- Born: John Mumphis Gandy October 31, 1870 Oktibbeha County, Mississippi, US
- Died: October 5, 1947 (aged 76)

Academic background
- Alma mater: Jackson College; Fisk University (BA, MA); Illinois Wesleyan University (PhD);

Academic work
- Institutions: Virginia Normal & Collegiate Institute (Virginia State University)

= John Manuel Gandy =

Black educator

John Manuel Gandy (October 31, 1870 – October 5, 1947) was an educator, advocate, and the third president of Virginia State College. He became the president in 1914 when the school was known as Virginia Normal and Collegiate Institute, replacing James Hugo Johnston. While president of what is now Virginia State University, he also served as president of the Association of Negro Land Grant Colleges, president of the Virginia State Teachers' Association, and president of the National Association of Teachers in Colored Schools.

==Personal life==
John M. Gandy was born in Oktibbeha County, Mississippi to Horace and Mary Goodwin Gandy.

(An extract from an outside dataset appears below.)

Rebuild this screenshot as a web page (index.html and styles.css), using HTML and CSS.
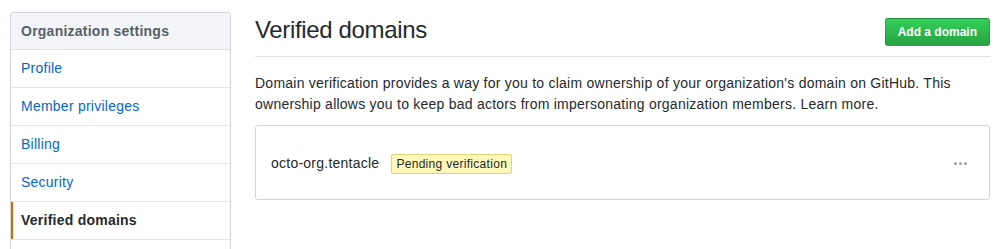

His parents were freed slaves and tenant farmers. His paternal grandfather, Ed Gandy, had emigrated to the United States from Ireland.

While on the faculty at Virginia Normal and Collegiate Institute, Gandy married Carrie Senora Brown. They had four children, of which three survived: Theodore, Marian, and John, Jr. Gandy died of natural causes in 1947 and was buried in Blandford Cemetery.